Every line holding the string "page" should be gathered.

#### INPUT ####

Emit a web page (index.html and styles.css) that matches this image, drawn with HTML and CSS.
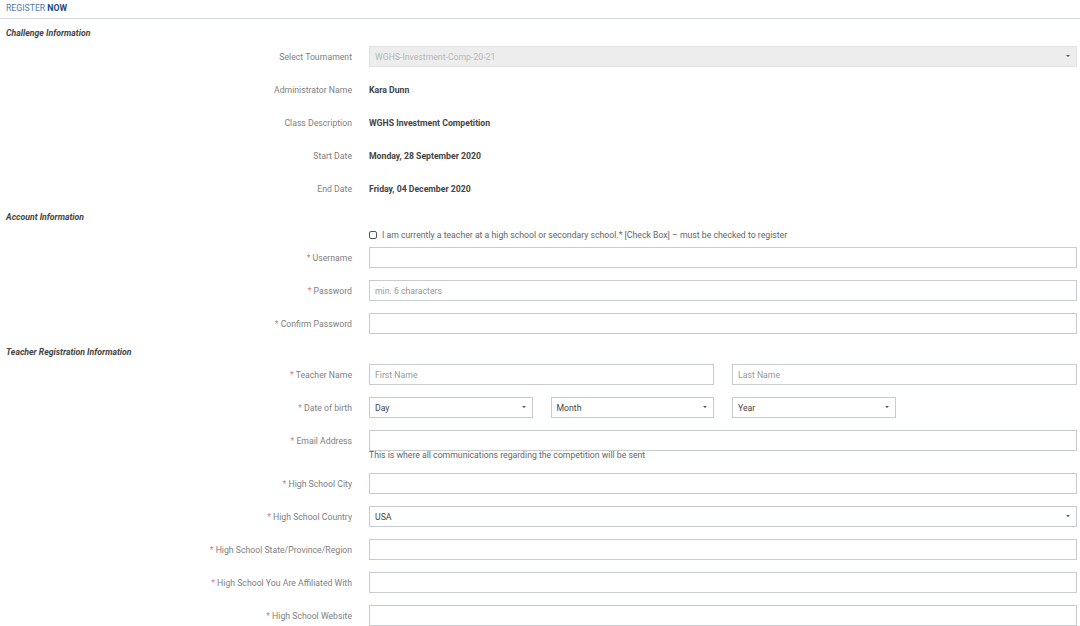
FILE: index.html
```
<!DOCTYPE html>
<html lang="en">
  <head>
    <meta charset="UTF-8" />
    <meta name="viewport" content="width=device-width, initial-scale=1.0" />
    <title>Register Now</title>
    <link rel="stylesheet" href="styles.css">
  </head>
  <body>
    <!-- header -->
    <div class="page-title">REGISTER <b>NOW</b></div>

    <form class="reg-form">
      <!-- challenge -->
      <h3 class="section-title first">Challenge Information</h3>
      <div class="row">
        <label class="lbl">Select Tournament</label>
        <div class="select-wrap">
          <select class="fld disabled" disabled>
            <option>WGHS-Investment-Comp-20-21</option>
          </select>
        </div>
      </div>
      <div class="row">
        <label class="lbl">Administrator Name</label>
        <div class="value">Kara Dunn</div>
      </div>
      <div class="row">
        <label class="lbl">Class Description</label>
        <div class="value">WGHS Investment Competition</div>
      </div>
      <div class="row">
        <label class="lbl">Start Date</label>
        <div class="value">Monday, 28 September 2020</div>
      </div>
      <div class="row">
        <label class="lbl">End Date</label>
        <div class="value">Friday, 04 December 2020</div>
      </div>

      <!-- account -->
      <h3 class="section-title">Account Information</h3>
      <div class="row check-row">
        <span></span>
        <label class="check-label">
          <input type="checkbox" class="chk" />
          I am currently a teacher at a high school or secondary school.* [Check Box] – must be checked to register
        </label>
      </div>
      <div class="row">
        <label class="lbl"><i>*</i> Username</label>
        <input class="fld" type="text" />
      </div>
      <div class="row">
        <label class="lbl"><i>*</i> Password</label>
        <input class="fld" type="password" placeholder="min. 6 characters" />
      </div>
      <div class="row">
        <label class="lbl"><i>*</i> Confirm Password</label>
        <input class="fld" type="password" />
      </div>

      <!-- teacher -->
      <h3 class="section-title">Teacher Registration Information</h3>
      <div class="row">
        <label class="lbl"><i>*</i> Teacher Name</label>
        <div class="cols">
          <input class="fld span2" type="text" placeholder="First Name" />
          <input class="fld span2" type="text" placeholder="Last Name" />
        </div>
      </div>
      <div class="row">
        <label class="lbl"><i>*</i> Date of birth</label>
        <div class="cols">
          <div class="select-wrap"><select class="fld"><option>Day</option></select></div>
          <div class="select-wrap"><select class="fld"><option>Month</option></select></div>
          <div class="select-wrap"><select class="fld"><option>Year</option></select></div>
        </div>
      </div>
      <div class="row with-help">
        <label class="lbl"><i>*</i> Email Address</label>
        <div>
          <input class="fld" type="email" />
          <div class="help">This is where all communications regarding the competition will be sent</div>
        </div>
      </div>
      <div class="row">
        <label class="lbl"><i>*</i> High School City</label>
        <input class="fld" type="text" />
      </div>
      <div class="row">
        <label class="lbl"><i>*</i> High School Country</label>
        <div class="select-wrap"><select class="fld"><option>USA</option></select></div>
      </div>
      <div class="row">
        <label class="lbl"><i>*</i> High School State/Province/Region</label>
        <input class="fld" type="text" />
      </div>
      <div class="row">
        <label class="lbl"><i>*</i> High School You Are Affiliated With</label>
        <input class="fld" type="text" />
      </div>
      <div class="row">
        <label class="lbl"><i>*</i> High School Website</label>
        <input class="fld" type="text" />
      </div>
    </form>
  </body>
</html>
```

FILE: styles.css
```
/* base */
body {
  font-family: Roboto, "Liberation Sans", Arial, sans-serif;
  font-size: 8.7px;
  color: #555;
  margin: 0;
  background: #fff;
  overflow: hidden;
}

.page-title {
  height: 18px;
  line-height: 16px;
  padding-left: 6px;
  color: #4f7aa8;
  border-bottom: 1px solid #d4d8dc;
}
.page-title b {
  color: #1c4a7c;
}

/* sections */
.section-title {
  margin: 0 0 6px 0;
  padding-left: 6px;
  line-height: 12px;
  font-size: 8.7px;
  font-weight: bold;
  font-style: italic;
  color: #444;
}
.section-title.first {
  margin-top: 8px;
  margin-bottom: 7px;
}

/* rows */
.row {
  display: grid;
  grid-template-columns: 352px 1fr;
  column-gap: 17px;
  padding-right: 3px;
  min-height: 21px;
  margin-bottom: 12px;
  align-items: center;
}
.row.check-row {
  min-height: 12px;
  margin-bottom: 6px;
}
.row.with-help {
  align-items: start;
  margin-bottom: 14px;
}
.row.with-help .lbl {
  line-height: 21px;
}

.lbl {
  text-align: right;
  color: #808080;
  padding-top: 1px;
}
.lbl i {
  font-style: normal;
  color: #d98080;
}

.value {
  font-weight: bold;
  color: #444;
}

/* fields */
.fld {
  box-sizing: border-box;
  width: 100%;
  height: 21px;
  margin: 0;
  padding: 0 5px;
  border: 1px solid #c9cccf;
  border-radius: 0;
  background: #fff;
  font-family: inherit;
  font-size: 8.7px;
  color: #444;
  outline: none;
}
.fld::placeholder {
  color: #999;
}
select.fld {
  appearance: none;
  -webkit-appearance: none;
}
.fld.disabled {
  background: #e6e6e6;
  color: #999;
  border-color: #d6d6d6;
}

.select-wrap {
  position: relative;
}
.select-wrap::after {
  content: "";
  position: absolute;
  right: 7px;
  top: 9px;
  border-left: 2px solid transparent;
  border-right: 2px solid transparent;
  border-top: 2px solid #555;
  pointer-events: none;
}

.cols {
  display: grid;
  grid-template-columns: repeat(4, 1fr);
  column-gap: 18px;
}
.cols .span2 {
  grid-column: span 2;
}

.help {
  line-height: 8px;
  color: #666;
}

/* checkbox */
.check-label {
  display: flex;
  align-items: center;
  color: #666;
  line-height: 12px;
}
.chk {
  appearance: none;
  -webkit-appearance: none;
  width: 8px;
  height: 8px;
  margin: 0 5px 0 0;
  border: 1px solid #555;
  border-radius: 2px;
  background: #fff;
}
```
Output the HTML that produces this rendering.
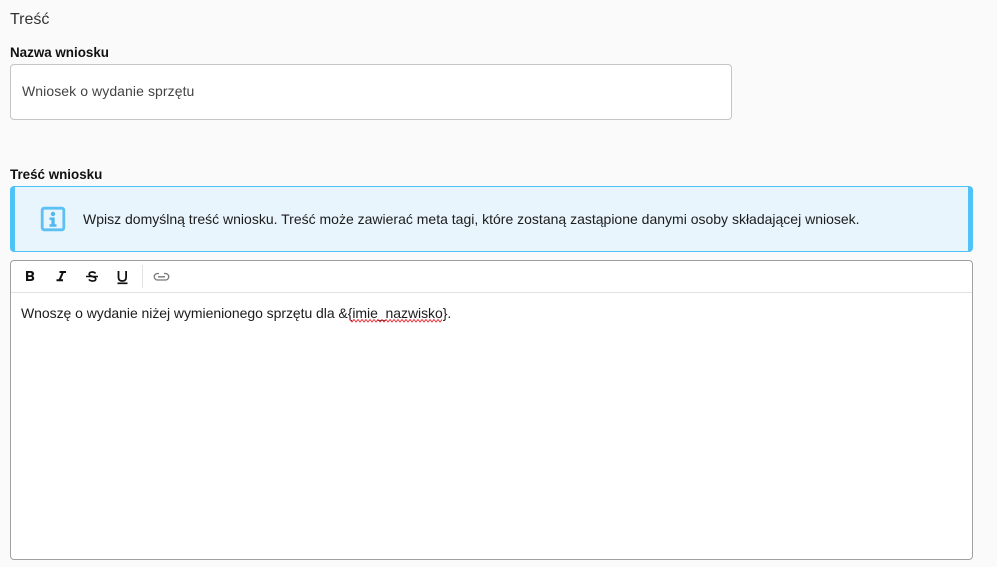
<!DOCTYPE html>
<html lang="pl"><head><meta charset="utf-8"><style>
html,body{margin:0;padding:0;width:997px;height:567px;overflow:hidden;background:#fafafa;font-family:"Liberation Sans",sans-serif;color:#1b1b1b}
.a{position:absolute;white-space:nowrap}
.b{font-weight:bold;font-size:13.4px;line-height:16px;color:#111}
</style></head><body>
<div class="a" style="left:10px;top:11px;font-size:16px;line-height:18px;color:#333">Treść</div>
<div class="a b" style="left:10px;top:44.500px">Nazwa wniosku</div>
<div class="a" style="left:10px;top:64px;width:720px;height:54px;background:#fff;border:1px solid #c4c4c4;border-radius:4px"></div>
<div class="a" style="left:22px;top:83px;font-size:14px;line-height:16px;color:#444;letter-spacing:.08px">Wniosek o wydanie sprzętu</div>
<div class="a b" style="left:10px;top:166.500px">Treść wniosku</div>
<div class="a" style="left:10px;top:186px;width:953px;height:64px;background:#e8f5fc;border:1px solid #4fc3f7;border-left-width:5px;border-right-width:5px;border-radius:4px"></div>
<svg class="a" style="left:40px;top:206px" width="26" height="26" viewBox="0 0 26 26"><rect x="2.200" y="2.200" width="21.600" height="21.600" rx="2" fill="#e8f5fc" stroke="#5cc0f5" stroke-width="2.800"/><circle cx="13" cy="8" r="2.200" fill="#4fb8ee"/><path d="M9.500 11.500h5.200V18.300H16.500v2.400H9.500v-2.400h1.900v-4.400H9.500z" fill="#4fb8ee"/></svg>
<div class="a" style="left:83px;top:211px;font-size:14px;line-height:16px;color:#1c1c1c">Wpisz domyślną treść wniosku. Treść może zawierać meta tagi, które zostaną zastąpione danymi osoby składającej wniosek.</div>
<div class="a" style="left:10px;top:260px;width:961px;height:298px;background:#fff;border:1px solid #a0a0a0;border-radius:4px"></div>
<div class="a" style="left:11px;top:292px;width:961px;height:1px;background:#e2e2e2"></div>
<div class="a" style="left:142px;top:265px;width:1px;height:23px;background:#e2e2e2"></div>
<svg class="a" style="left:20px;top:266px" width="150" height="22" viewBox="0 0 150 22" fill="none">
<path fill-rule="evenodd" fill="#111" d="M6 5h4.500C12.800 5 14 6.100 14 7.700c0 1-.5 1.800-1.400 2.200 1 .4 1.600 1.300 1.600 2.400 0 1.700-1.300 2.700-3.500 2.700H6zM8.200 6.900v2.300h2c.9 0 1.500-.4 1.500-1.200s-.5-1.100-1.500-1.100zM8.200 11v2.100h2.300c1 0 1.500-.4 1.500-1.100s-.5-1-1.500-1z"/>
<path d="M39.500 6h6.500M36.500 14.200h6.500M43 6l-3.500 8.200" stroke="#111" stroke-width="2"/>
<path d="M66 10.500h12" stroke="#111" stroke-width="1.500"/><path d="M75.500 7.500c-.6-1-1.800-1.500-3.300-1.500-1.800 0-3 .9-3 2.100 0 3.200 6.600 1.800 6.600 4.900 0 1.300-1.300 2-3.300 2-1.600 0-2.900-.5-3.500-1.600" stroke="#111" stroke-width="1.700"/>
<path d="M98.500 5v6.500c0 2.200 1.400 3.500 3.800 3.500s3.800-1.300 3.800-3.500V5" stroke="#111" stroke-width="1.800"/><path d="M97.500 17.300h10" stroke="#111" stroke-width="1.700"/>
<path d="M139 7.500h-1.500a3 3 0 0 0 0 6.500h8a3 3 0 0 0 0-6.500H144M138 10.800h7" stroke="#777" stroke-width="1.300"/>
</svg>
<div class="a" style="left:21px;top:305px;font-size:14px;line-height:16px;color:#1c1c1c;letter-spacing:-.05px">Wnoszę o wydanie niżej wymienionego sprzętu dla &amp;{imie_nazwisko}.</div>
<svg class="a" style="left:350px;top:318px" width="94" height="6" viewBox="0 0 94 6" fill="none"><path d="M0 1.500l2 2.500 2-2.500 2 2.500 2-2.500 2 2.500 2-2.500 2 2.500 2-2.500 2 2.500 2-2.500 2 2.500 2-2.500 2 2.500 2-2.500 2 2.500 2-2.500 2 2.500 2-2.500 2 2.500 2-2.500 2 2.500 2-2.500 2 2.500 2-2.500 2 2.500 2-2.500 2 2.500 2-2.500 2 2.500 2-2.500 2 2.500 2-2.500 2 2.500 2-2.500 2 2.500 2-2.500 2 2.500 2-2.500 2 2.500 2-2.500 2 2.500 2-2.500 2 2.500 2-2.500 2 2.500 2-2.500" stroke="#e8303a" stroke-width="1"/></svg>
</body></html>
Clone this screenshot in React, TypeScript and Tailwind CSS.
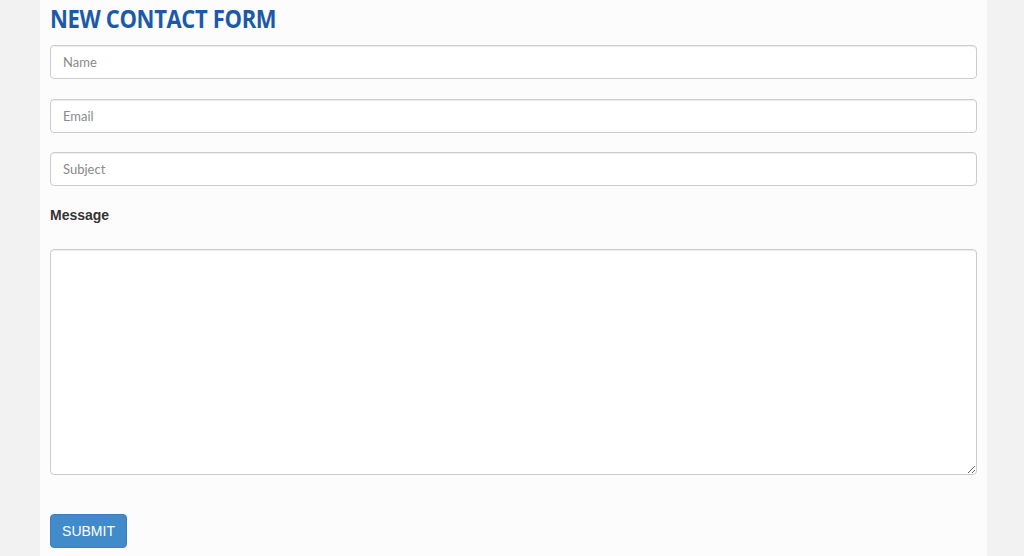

####

SOLUTION FOR THIS PROBLEM -
Emit a web page (index.html and styles.css) that matches this image, drawn with HTML and CSS.
    <div class="page-title">REGISTER <b>NOW</b></div>
.page-title {
.page-title b {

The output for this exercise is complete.